Existe um movimento contínuo de aumento nas forças produtivas, de destruição nas relações sociais, de formação nas idéias; de imutável só existe a abstração do movimento – mors immortalis".

Nos tempos em vivemos, observamos um repúdio ao que seriam as “histórias grandiosas” (segundo seus críticos), caracterizadas como reducionistas e deterministas. Isso acompanhado da forte antipatia por abstrações sociológicas, e caracterizado pelo pessimismo permanente. Em nome da exaltação do autêntico e do particular, confunde-se diferença com desigualdade, natureza com história. É o discurso da negação da racionalidade: “não há centro”, “não há sistema, mas sim muitos tipos de poder e discurso”.

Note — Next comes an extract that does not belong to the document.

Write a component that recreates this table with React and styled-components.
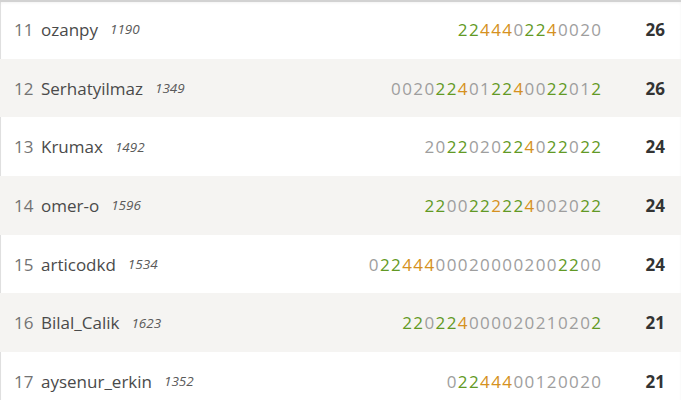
import React from "react";
import styled, { createGlobalStyle } from "styled-components";

const GlobalStyle = createGlobalStyle`
  body {
    margin: 0;
    background: #ffffff;
    font-family: "Open Sans", "Noto Sans", sans-serif;
  }
`;

const COLORS = {
  g: "#629924",
  o: "#d59120",
  n: "#9e9e9e",
};

const players = [
  { rank: 11, name: "ozanpy", rating: 1190, sheet: "2244402240020", marks: "ggooonggonnnn", score: 26 },
  { rank: 12, name: "Serhatyilmaz", rating: 1349, sheet: "0020224012240022012", marks: "nnnnggonnggonnggnng", score: 26 },
  { rank: 13, name: "Krumax", rating: 1492, sheet: "2022020224022022", marks: "nnggnnnggonggngg", score: 24 },
  { rank: 14, name: "omer-o", rating: 1596, sheet: "2200222224002022", marks: "ggnnggoggonnnngg", score: 24 },
  { rank: 15, name: "articodkd", rating: 1534, sheet: "022444000200002002200", marks: "nggooonnnnnnnnnnnggnn", score: 24 },
  { rank: 16, name: "Bilal_Calik", rating: 1623, sheet: "220224000020210202", marks: "ggnggonnnnnnnnnnng", score: 21 },
  { rank: 17, name: "aysenur_erkin", rating: 1352, sheet: "02244400120020", marks: "nggooonnnnnnnn", score: 21 },
];

// top/left edges drawn as inset shadows so they don't push the rows down
const Standings = styled.div`
  background: #ffffff;
  box-shadow: inset 0 2px 0 #d2d2d2, inset 0 3px 3px rgba(0, 0, 0, 0.05),
    inset 1px 0 0 #e3e3e3;
`;

const Row = styled.div`
  display: flex;
  align-items: center;
  height: 58.7px;
  background: ${(p) => (p.$zebra ? "#f5f4f2" : "transparent")};
`;

const Rank = styled.span`
  flex: 0 0 auto;
  width: 27px;
  padding-left: 14px;
  font-size: 17px;
  color: #737373;
`;

const Name = styled.span`
  font-size: 17px;
  color: #4a4a4a;
`;

const Rating = styled.em`
  margin-left: 12px;
  font-size: 13.5px;
  color: #5a5a5a;
`;

const Sheet = styled.span`
  margin-left: auto;
  font-size: 17px;
  letter-spacing: 1.4px;
  margin-right: -1.4px;
`;

const Digit = styled.span`
  color: ${(p) => COLORS[p.$kind]};
`;

const Score = styled.strong`
  flex: 0 0 80px;
  box-sizing: border-box;
  padding-right: 16px;
  text-align: right;
  font-size: 17px;
  font-weight: 700;
  color: #333333;
`;

export default function App() {
  return (
    <>
      <GlobalStyle />
      <Standings>
        {players.map((p, i) => (
          <Row key={p.rank} $zebra={i % 2 === 1}>
            <Rank>{p.rank}</Rank>
            <Name>{p.name}</Name>
            <Rating>{p.rating}</Rating>
            <Sheet>
              {p.sheet.split("").map((d, j) => (
                <Digit key={j} $kind={p.marks[j]}>
                  {d}
                </Digit>
              ))}
            </Sheet>
            <Score>{p.score}</Score>
          </Row>
        ))}
      </Standings>
    </>
  );
}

Se não há um sistema, não poderíamos chegar a origem da opressão, não poderíamos transformar o mundo, mas sim, no máximo, “vivenciarmos” e “sentirmos”. O que se observa na prática é o profundo processo de fragmentação do trabalho de investigação nas ciências humanas, o “afirmar-se primeiro em nome de sua especialidade”, perdendo-se a perspectiva holística e tomando dessa forma um posicionamento político que atua no sentido de conservar o status quo, situação combatida pelo marxismo. É preciso superar a falsa dicotomia entre a análise política, social, econômica e cultural. É preciso reconhecer a historicidade das relações humanas. Como disseram Marx e Engels, “Tudo o que era sólido desmancha no ar.”

Referências


HOBSBAWM, Eric. Sobre História. São Paulo: Companhia das Letras, 1998.

LENINE, V. I. Marxismo e Revisionismo, in: Obras escolhidas. São Paulo: Alfa-Ômega, 1979, p. 40-46.

MARX, Karl. Miséria da Filosofia. Resposta à Filosofia da Miséria do Senhor Proudhon (1847). São Paulo: Centauro, 2003.

MARX, Karl & ENGELS, Friedrich. A Sagrada Família ou A Crítica da Crítica crítica contra Bruno Bauer e consortes. São Paulo: Boitempo, 2003.

VILAR, Pierre. Marx e a História, in: HOBSBAWM, Eric, org. História do Marxismo. Rio de Janeiro: Paz e Terra, 1987, p. 91-126.

WOOD, Ellen Meiksins. Democracia contra Capitalismo – a renovação do materialismo histórico. São Paulo: Boitempo, 2003.